[START]

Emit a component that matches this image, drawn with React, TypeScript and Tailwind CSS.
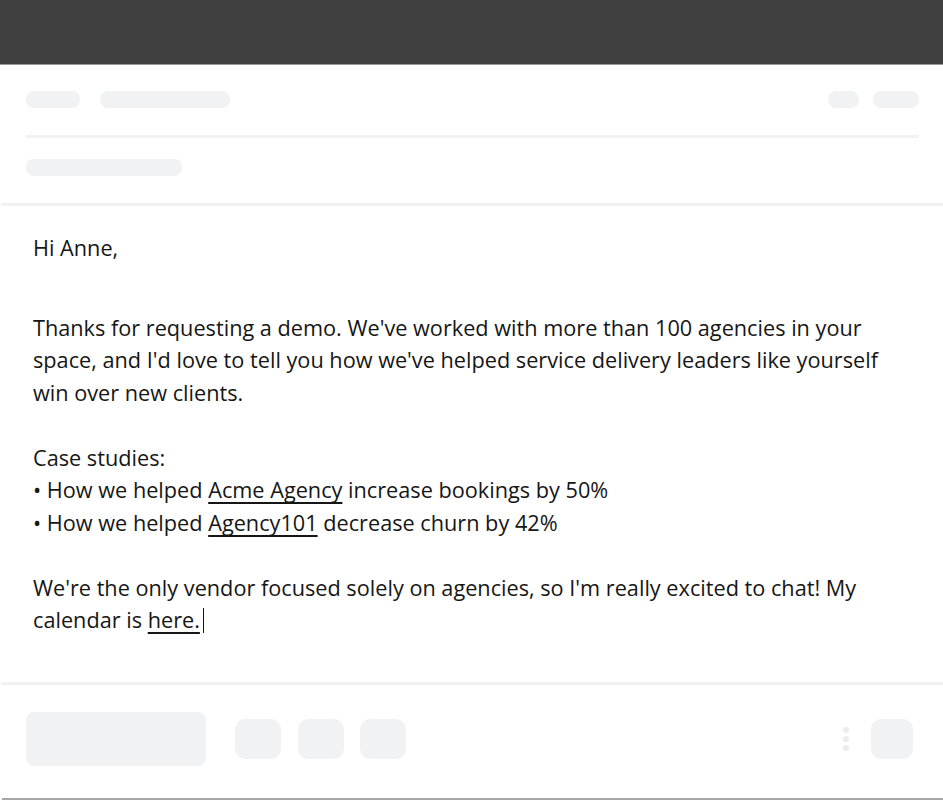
export default function App() {
  return (
    <div className="w-[943px] h-[800px] bg-white flex flex-col overflow-hidden" style={{ fontFamily: '"Open Sans", "Noto Sans", sans-serif' }}>
      {/* Top window bar */}
      <div className="h-[65px] bg-[#404040] border-b border-[#9a9a9a] shrink-0" />

      {/* Header skeleton */}
      <div className="px-[24px] pt-[26px] pb-[27px] border-b-[3px] border-[#f2f2f3] ml-[2px]">
        <div className="flex items-center h-[17px]">
          <div className="w-[54px] h-[17px] rounded-lg bg-[#f1f2f4]" />
          <div className="w-[130px] h-[17px] rounded-lg bg-[#f1f2f4] ml-[20px]" />
          <div className="flex-1" />
          <div className="w-[31px] h-[17px] rounded-lg bg-[#f1f2f4]" />
          <div className="w-[46px] h-[17px] rounded-lg bg-[#f1f2f4] ml-[14px]" />
        </div>
        <div className="h-[3px] bg-[#f2f2f3] mt-[27px]" />
        <div className="w-[156px] h-[17px] rounded-lg bg-[#f1f2f4] mt-[21px]" />
      </div>

      {/* Email body */}
      <div className="flex-1 pl-[33px] pr-[40px] pt-[26px] text-[21.7px] leading-[32.5px] text-[#161616]">
        <p>Hi Anne,</p>
        <p className="mt-[47px]">
          Thanks for requesting a demo. We've worked with more than 100 agencies in your space, and I'd love to tell you how we've helped service delivery leaders like yourself win over new clients.
        </p>
        <p className="mt-[32.5px]">Case studies:</p>
        <p>• How we helped <span className="underline underline-offset-[4px] [text-decoration-skip-ink:none]">Acme Agency</span> increase bookings by 50%</p>
        <p>• How we helped <span className="underline underline-offset-[4px] [text-decoration-skip-ink:none]">Agency101</span> decrease churn by 42%</p>
        <p className="mt-[32.5px]">
          We're the only vendor focused solely on agencies, so I'm really excited to chat! My calendar is{' '}
          <span className="underline underline-offset-[4px] [text-decoration-skip-ink:none]">here.</span>
          <i className="inline-block w-[1.5px] h-[25px] bg-[#111] align-[-5px] ml-[3px]" />
        </p>
      </div>

      {/* Footer skeleton */}
      <div className="h-[118px] shrink-0 border-t-[3px] border-[#f2f2f3] ml-[2px] border-b-2 border-b-[#a8a8a8] flex items-center pl-[24px] pr-[30px] pb-[5px]">
        <div className="w-[180px] h-[54px] rounded-lg bg-[#f1f2f4]" />
        <div className="w-[46px] h-[40px] rounded-[10px] bg-[#f1f2f4] ml-[29px]" />
        <div className="w-[46px] h-[40px] rounded-[10px] bg-[#f1f2f4] ml-[17px]" />
        <div className="w-[46px] h-[40px] rounded-[10px] bg-[#f1f2f4] ml-[16px]" />
        <div className="flex-1" />
        <div className="flex flex-col gap-[3px]">
          <div className="w-[6px] h-[6px] rounded-full bg-[#ececee]" />
          <div className="w-[6px] h-[6px] rounded-full bg-[#ececee]" />
          <div className="w-[6px] h-[6px] rounded-full bg-[#ececee]" />
        </div>
        <div className="w-[42px] h-[40px] rounded-[10px] bg-[#f1f2f4] ml-[22px]" />
      </div>
    </div>
  );
}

[END]

Directions: Identify every line where the string "with" appears.

The output:
Emit a component that matches this image, drawn with React, TypeScript and Tailwind CSS.
          Thanks for requesting a demo. We've worked with more than 100 agencies in your space, and I'd love to tell you how we've helped service delivery leaders like yourself win over new clients.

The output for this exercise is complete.